The Constitution supports the rights of the individual in theory and the common understanding that it is for everyone--but it works in theory, not practice depending on the biases of those running that system some of whom are vandals themselves, so that leaves us with what's left of democracy--throwing out the vandals and trying to get people who aren't bums in. The idea that the system is broken *now* is what turns off the young folks--but the system never worked right in the first place. I think the ballot still is where we have to look for remedies, and the tactics foes of the vandals have to use is to confront their hysterics (caravans of groomers with ebola are coming to take your guns and force you to read porns!) with mockery. Not mocking the fear--mocking the fear-mongers themselves. Pointing out who keeps breaking the things, and why aren't we demanding nice things instead of jackass stunts?
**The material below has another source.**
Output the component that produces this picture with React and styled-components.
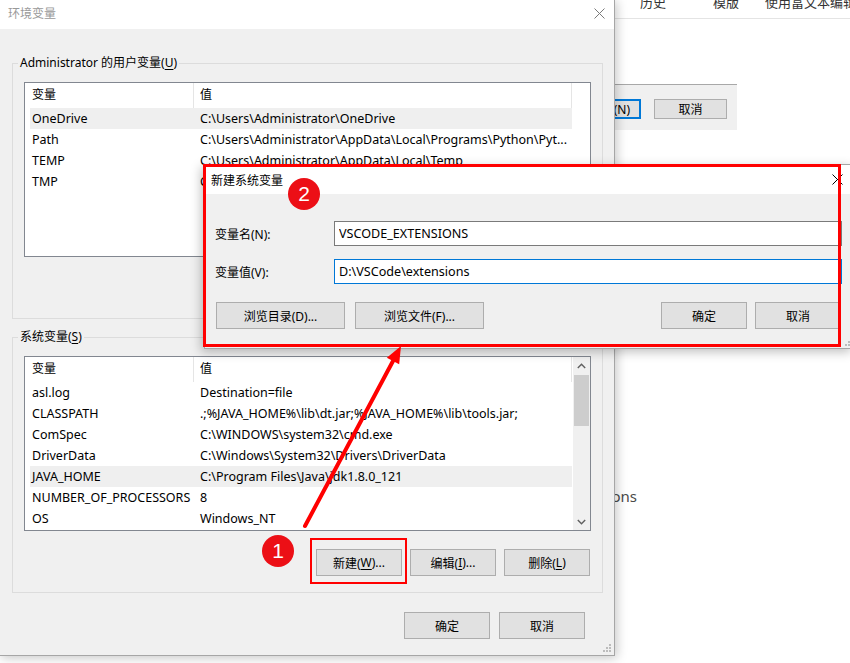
import React from "react";
import styled, { createGlobalStyle } from "styled-components";

const GlobalStyle = createGlobalStyle`
  html, body { margin: 0; padding: 0; background: #fff; }
  body {
    font-family: "Noto Sans", "Noto Sans CJK SC", sans-serif;
    font-size: 12px;
    color: #000;
  }
  *, *::before, *::after { box-sizing: border-box; }
`;

const Desktop = styled.div`
  position: relative;
  width: 850px;
  height: 663px;
  overflow: hidden;
  background: #fff;
`;

/* ---------- background page ---------- */
const PageTabs = styled.div`
  position: absolute;
  left: 615px;
  top: 0;
  width: 235px;
  height: 19px;
  border-bottom: 1px solid #e4e4e4;
  display: flex;
  padding-left: 25px;
  overflow: hidden;
`;
const PageTab = styled.span`
  flex: none;
  width: ${(p) => (p.$w ? `${p.$w}px` : "auto")};
  margin-top: -7px;
  font-size: 13px;
  line-height: 18px;
  color: #333;
  white-space: nowrap;
`;
const BackDialog = styled.div`
  position: absolute;
  left: 480px;
  top: 84px;
  width: 257px;
  height: 46px;
  background: #f0f0f0;
  border-top: 1px solid #a8a8a8;
  display: flex;
  justify-content: flex-end;
  align-items: flex-start;
  gap: 13px;
  padding: 14px 10px 0 0;
`;
const PageText = styled.div`
  position: absolute;
  right: 213px;
  top: 485px;
  font-size: 15px;
  line-height: 22px;
  color: #4a4a4a;
`;

/* ---------- shared window parts ---------- */
const Button = styled.button`
  flex: none;
  width: ${(p) => p.$w || 86}px;
  height: ${(p) => p.$h || 27}px;
  padding: 0 ${(p) => p.$padR || 0}px 0 0;
  margin: 0;
  background: #e1e1e1;
  border: 1px solid ${(p) => (p.$focus ? "#0078d7" : "#adadad")};
  box-shadow: ${(p) => (p.$focus ? "inset 0 0 0 1px #0078d7" : "none")};
  font-family: inherit;
  font-size: 12px;
  color: #000;
  display: flex;
  align-items: center;
  justify-content: ${(p) => (p.$end ? "flex-end" : "center")};
  white-space: nowrap;
`;
const U = styled.span`
  text-decoration: underline;
  text-underline-offset: 2px;
`;
const TitleBar = styled.div`
  flex: none;
  height: 29px;
  background: #fff;
  display: flex;
  align-items: center;
  justify-content: space-between;
  padding: 0 ${(p) => p.$pr}px ${(p) => p.$pb || 0}px ${(p) => p.$pl}px;
  color: ${(p) => (p.$inactive ? "#999" : "#000")};
  font-size: 12px;
`;
const CloseIcon = ({ color }) => (
  <svg width="11" height="11" viewBox="0 0 11 11">
    <path d="M0.5 0.5 L10.5 10.5 M10.5 0.5 L0.5 10.5" stroke={color} strokeWidth="1" fill="none" />
  </svg>
);
const Grip = styled.div`
  position: absolute;
  right: ${(p) => p.$r}px;
  bottom: ${(p) => p.$b}px;
  width: 10px;
  height: 10px;
  line-height: 0;
`;
const GripIcon = () => (
  <svg width="10" height="10" viewBox="0 0 10 10">
    {[[8, 0], [5, 3], [8, 3], [2, 6], [5, 6], [8, 6]].map(([x, y], i) => (
      <rect key={i} x={x} y={y + 2} width="2" height="2" fill="#bcbcbc" />
    ))}
  </svg>
);

/* ---------- main window ---------- */
const MainWindow = styled.div`
  position: absolute;
  left: -1px;
  top: -1px;
  width: 616px;
  height: 657px;
  background: #f0f0f0;
  border: 1px solid #a6a6a6;
  box-shadow: 2px 2px 10px rgba(0, 0, 0, 0.22);
  display: flex;
  flex-direction: column;
`;
const MainBody = styled.div`
  flex: 1;
  display: flex;
  flex-direction: column;
  padding: 26px 11px 0 12px;
`;
const GroupBox = styled.fieldset`
  margin: ${(p) => p.$mt || 0}px 0 0 0;
  padding: 11px 11px 16px 11px;
  border: 1px solid #dcdcdc;
  min-width: 0;
`;
const Legend = styled.legend`
  padding: 0 2px;
  margin-left: -6px;
  line-height: 16px;
  font-size: 12px;
`;
const ListView = styled.div`
  height: 175px;
  background: #fff;
  border: 1px solid #828790;
  display: flex;
  overflow: hidden;
`;
const Table = styled.div`
  flex: none;
  width: 542px;
  margin-left: 5px;
`;
const HeaderRow = styled.div`
  display: flex;
  height: 25px;
  border-right: 1px solid #e5e5e5;
`;
const HeaderCell = styled.div`
  flex: ${(p) => (p.$first ? "none" : "1")};
  width: ${(p) => (p.$first ? "163px" : "auto")};
  padding-left: ${(p) => (p.$first ? 2 : 6)}px;
  border-left: ${(p) => (p.$first ? "none" : "1px solid #e5e5e5")};
  line-height: 24px;
`;
const Row = styled.div`
  display: flex;
  height: 21px;
  line-height: 21px;
  font-size: 12.5px;
  background: ${(p) => (p.$hl ? "#efefef" : "transparent")};
`;
const Cell = styled.div`
  flex: ${(p) => (p.$first ? "none" : "1")};
  width: ${(p) => (p.$first ? "163px" : "auto")};
  padding-left: ${(p) => (p.$first ? 2 : 7)}px;
  white-space: nowrap;
  overflow: hidden;
`;
const ScrollBar = styled.div`
  flex: none;
  margin-left: auto;
  width: 17px;
  background: #f0f0f0;
  display: flex;
  flex-direction: column;
  align-items: center;
`;
const ScrollArrow = styled.div`
  flex: none;
  height: 17px;
  width: 17px;
  display: flex;
  align-items: center;
  justify-content: center;
`;
const ScrollTrack = styled.div`
  flex: 1;
  width: 100%;
  padding: 1px 1px 0;
`;
const Thumb = styled.div`
  height: 51px;
  background: #cdcdcd;
`;
const Chevron = ({ up }) => (
  <svg width="9" height="6" viewBox="0 0 9 6">
    <polyline
      points={up ? "0.8,5 4.5,1.2 8.2,5" : "0.8,1 4.5,4.8 8.2,1"}
      fill="none"
      stroke="#606060"
      strokeWidth="1.4"
    />
  </svg>
);
const ButtonRow = styled.div`
  display: flex;
  justify-content: flex-end;
  gap: ${(p) => p.$gap || 8}px;
  margin-top: ${(p) => p.$mt || 0}px;
  padding-right: ${(p) => p.$pr || 0}px;
`;

/* ---------- new variable dialog ---------- */
const NewDialog = styled.div`
  position: absolute;
  left: 204px;
  top: 164px;
  width: 650px;
  height: 185px;
  background: #f0f0f0;
  border: 1px solid #a6a6a6;
  box-shadow: -3px 3px 10px rgba(0, 0, 0, 0.25);
  display: flex;
  flex-direction: column;
`;
const DialogBody = styled.div`
  flex: 1;
  display: flex;
  flex-direction: column;
  gap: 13px;
  padding: 27px 11px 0 10px;
`;
const FieldRow = styled.div`
  display: flex;
  align-items: center;
  height: 25px;
`;
const FieldLabel = styled.label`
  flex: none;
  width: 119px;
`;
const TextInput = styled.input`
  flex: 1;
  height: 25px;
  margin: 0;
  padding: 0 4px;
  background: #fff;
  border: 1px solid ${(p) => (p.$focus ? "#0078d7" : "#7a7a7a")};
  font-family: inherit;
  font-size: 12.6px;
  color: #000;
  outline: none;
`;
const DialogButtons = styled.div`
  display: flex;
  gap: 10px;
  margin-top: 5px;
  padding: 0 1px 0 1px;
`;
const Spacer = styled.div`
  flex: 1;
`;

/* ---------- annotations ---------- */
const Frame = styled.div`
  position: absolute;
  left: ${(p) => p.$x}px;
  top: ${(p) => p.$y}px;
  width: ${(p) => p.$w}px;
  height: ${(p) => p.$h}px;
  border: ${(p) => p.$t}px solid #ff0000;
  pointer-events: none;
`;
const Badge = styled.div`
  position: absolute;
  left: ${(p) => p.$x - 16}px;
  top: ${(p) => p.$y - 16}px;
  width: 32px;
  height: 32px;
  border-radius: 50%;
  background: #ec0f16;
  color: #fff;
  font-family: "Liberation Sans", Arial, sans-serif;
  font-size: 21px;
  display: flex;
  align-items: center;
  justify-content: center;
`;
const Overlay = styled.svg`
  position: absolute;
  left: 0;
  top: 0;
  pointer-events: none;
`;

const userVars = [
  ["OneDrive", "C:\\Users\\Administrator\\OneDrive", true],
  ["Path", "C:\\Users\\Administrator\\AppData\\Local\\Programs\\Python\\Pyt..."],
  ["TEMP", "C:\\Users\\Administrator\\AppData\\Local\\Temp"],
  ["TMP", "C:\\Users\\Administrator\\AppData\\Local\\Temp"],
];
const sysVars = [
  ["asl.log", "Destination=file"],
  ["CLASSPATH", ".;%JAVA_HOME%\\lib\\dt.jar;%JAVA_HOME%\\lib\\tools.jar;"],
  ["ComSpec", "C:\\WINDOWS\\system32\\cmd.exe"],
  ["DriverData", "C:\\Windows\\System32\\Drivers\\DriverData"],
  ["JAVA_HOME", "C:\\Program Files\\Java\\jdk1.8.0_121", true],
  ["NUMBER_OF_PROCESSORS", "8"],
  ["OS", "Windows_NT"],
];

const VarList = ({ rows, scroll }) => (
  <ListView>
    <Table>
      <HeaderRow>
        <HeaderCell $first>变量</HeaderCell>
        <HeaderCell>值</HeaderCell>
      </HeaderRow>
      {rows.map(([k, v, hl]) => (
        <Row key={k} $hl={hl}>
          <Cell $first>{k}</Cell>
          <Cell>{v}</Cell>
        </Row>
      ))}
    </Table>
    {scroll && (
      <ScrollBar>
        <ScrollArrow>
          <Chevron up />
        </ScrollArrow>
        <ScrollTrack>
          <Thumb />
        </ScrollTrack>
        <ScrollArrow>
          <Chevron />
        </ScrollArrow>
      </ScrollBar>
    )}
  </ListView>
);

// arrow geometry
const tail = [305, 526];
const tip = [401, 346];
const dx = tip[0] - tail[0];
const dy = tip[1] - tail[1];
const len = Math.hypot(dx, dy);
const ux = dx / len;
const uy = dy / len;
const base = [tip[0] - 17 * ux, tip[1] - 17 * uy];
const c1 = [base[0] - 7 * uy, base[1] + 7 * ux];
const c2 = [base[0] + 7 * uy, base[1] - 7 * ux];

export default function App() {
  return (
    <Desktop>
      <GlobalStyle />

      <PageTabs>
        <PageTab $w={73}>历史</PageTab>
        <PageTab $w={52}>模版</PageTab>
        <PageTab>使用富文本编辑器</PageTab>
      </PageTabs>
      <BackDialog>
        <Button $w={73} $h={20} $focus $end $padR={10}>
          确定(N)
        </Button>
        <Button $w={73} $h={20}>
          取消
        </Button>
      </BackDialog>
      <PageText>Extensions</PageText>

      <MainWindow>
        <TitleBar $inactive $pl={8} $pr={9} $pb={3}>
          <span>环境变量</span>
          <CloseIcon color="#7a7a7a" />
        </TitleBar>
        <MainBody>
          <GroupBox>
            <Legend>
              Administrator 的用户变量(<U>U</U>)
            </Legend>
            <VarList rows={userVars} />
            <ButtonRow $mt={18} $pr={1}>
              <Button>
                新建(<U>N</U>)...
              </Button>
              <Button>
                编辑(<U>E</U>)...
              </Button>
              <Button>
                删除(<U>D</U>)
              </Button>
            </ButtonRow>
          </GroupBox>
          <GroupBox $mt={10}>
            <Legend>
              系统变量(<U>S</U>)
            </Legend>
            <VarList rows={sysVars} scroll />
            <ButtonRow $mt={18} $pr={1}>
              <Button>
                新建(<U>W</U>)...
              </Button>
              <Button>
                编辑(<U>I</U>)...
              </Button>
              <Button>
                删除(<U>L</U>)
              </Button>
            </ButtonRow>
          </GroupBox>
          <ButtonRow $mt={19} $pr={18} $gap={9}>
            <Button>确定</Button>
            <Button>取消</Button>
          </ButtonRow>
        </MainBody>
        <Grip $r={3} $b={3}>
          <GripIcon />
        </Grip>
      </MainWindow>

      <NewDialog>
        <TitleBar $pl={6} $pr={10}>
          <span>新建系统变量</span>
          <CloseIcon color="#000" />
        </TitleBar>
        <DialogBody>
          <FieldRow>
            <FieldLabel>变量名(N):</FieldLabel>
            <TextInput readOnly value="VSCODE_EXTENSIONS" />
          </FieldRow>
          <FieldRow>
            <FieldLabel>变量值(V):</FieldLabel>
            <TextInput $focus readOnly value="D:\VSCode\extensions" />
          </FieldRow>
          <DialogButtons>
            <Button $w={129}>浏览目录(D)...</Button>
            <Button $w={129}>浏览文件(F)...</Button>
            <Spacer />
            <Button>确定</Button>
            <Button style={{ marginLeft: -2 }}>取消</Button>
          </DialogButtons>
        </DialogBody>
        <Grip $r={0} $b={2}>
          <GripIcon />
        </Grip>
      </NewDialog>

      <Frame $x={203} $y={164} $w={638} $h={183} $t={3} />
      <Frame $x={310} $y={538} $w={97} $h={46} $t={2} />
      <Badge $x={304} $y={194}>2</Badge>
      <Badge $x={278} $y={551}>1</Badge>

      <Overlay width="850" height="663" viewBox="0 0 850 663">
        <line
          x1={tail[0]}
          y1={tail[1]}
          x2={base[0]}
          y2={base[1]}
          stroke="#ff0000"
          strokeWidth="4"
          strokeLinecap="round"
        />
        <polygon points={`${tip[0]},${tip[1]} ${c1[0]},${c1[1]} ${c2[0]},${c2[1]}`} fill="#ff0000" />
      </Overlay>
    </Desktop>
  );
}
Whatever we want to call it, it's the only system we've got, and I genuinely feel like those who engaged in the insurrection plot shouldn't be allowed to touch politics again--but as always --who is going to check them? DOJ can only do so much, and I think Dems lost the plot that you have to always call out the GOP as the bad guys about this thing. Jan 6th recedes for people because that's how memories are--it stays infuriating for me, but that's because RW extremism (gestures at whole blog) is my whale. If they afraid to be antifa, they can call it antivandalism. But they can't stop calling out that the GOP are the ones who are violating laws, ruining comity at home, threatening US peace at home and strength abroad.
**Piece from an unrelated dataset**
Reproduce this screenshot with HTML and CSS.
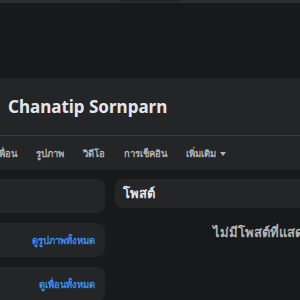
FILE: index.html
```html
<!DOCTYPE html>
<html lang="th">

<head>
  <meta charset="UTF-8" />
  <title>Chanatip Sornparn</title>
  <link rel="stylesheet" href="styles.css">
</head>

<body>

  <div class="topbar">
    <div class="topbar-thumb"></div>
  </div>

  <div class="cover"></div>

  <div class="profile">
    <h1 class="name">Chanatip Sornparn</h1>
    <div class="divider"></div>
    <ul class="tabs">
      <li class="tab">เพื่อน</li>
      <li class="tab">รูปภาพ</li>
      <li class="tab">วิดีโอ</li>
      <li class="tab">การเช็คอิน</li>
      <li class="tab">เพิ่มเติม <span class="caret"></span></li>
    </ul>
  </div>

  <div class="main">
    <div class="side">
      <div class="card"></div>
      <div class="card card-link"><a href="#" class="link">ดูรูปภาพทั้งหมด</a></div>
      <div class="card card-link"><a href="#" class="link">ดูเพื่อนทั้งหมด</a></div>
    </div>
    <div class="feed">
      <div class="card card-title">โพสต์</div>
      <p class="empty">ไม่มีโพสต์ที่แสดง</p>
    </div>
  </div>

</body>

</html>
```

FILE: styles.css
```css
body {
  margin: 0;
  width: 300px;
  height: 300px;
  overflow: hidden;
  background-color: #18191a;
  color: #e4e6eb;
  font-family: "Noto Sans", "DejaVu Sans", sans-serif;
}

.topbar {
  height: 3px;
  background-color: #2c2d2e;
  display: flex;
  justify-content: center;
}

.topbar-thumb {
  width: 58px;
  height: 2px;
  background-color: #232425;
}

.cover {
  height: 75px;
}

.profile {
  background-color: #242526;
  height: 92px;
}

.name {
  margin: 0;
  padding: 16px 0 0 8px;
  height: 57px;
  box-sizing: border-box;
  font-size: 17px;
  font-weight: 700;
  line-height: 26px;
}

.divider {
  height: 1px;
  background-color: #3a3b3c;
}

.tabs {
  list-style: none;
  margin: 0 0 0 -4px;
  padding: 0;
  display: flex;
  gap: 19px;
  height: 34px;
  align-items: center;
}

.tab {
  font-size: 9.5px;
  font-weight: 600;
  color: #b0b3b8;
  white-space: nowrap;
}

.caret {
  display: inline-block;
  width: 0;
  height: 0;
  border-left: 3px solid transparent;
  border-right: 3px solid transparent;
  border-top: 4px solid #b0b3b8;
  vertical-align: middle;
  margin-left: 2px;
}

.main {
  display: flex;
  gap: 10px;
  padding-top: 9px;
}

.side {
  flex: 0 0 200px;
  margin-left: -95px;
  display: flex;
  flex-direction: column;
  gap: 10px;
}

.feed {
  flex: 0 0 300px;
}

.card {
  background-color: #242526;
  border-radius: 8px;
  height: 34px;
}

.card-link {
  display: flex;
  align-items: center;
  justify-content: flex-end;
  padding-right: 10px;
}

.link {
  color: #3a8ef5;
  text-decoration: none;
  font-size: 9.5px;
  font-weight: 600;
}

.card-title {
  height: 29px;
  display: flex;
  align-items: center;
  padding-left: 8px;
  font-size: 13px;
  font-weight: 700;
}

.empty {
  margin: 14px 0 0 98px;
  color: #b0b3b8;
  font-size: 13px;
  font-weight: 700;
  white-space: nowrap;
}
```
The key aspect of the present situation is devolution, which means that the salience of historical parallels is decaying.
Saying "X went wrong in [or before] the year N" presumes that, in some sense, the clock can be turned back, i.e. that is it somehow pertinent to analyze the status quo as of N in order to propose remedies.
Today most complaints are stateless: it only makes sense to say that X is wrong, and it is idle to speculate on when or how X went wrong, because any conceivable remedy does not depend upon the path followed to arrive at the present state.
Many postulates and modes of argument that were relevant until quite recently have now become irrelevant. This is because there is no longer a critical mass of persons who were taught the associated contexts and habits of thought. In modern informal terminology, the entire armamentarium that the likes of us were formerly accustomed to deploy are now tl;dr . The public discourse now consists of allegories, Schlagwörter, and primal screams.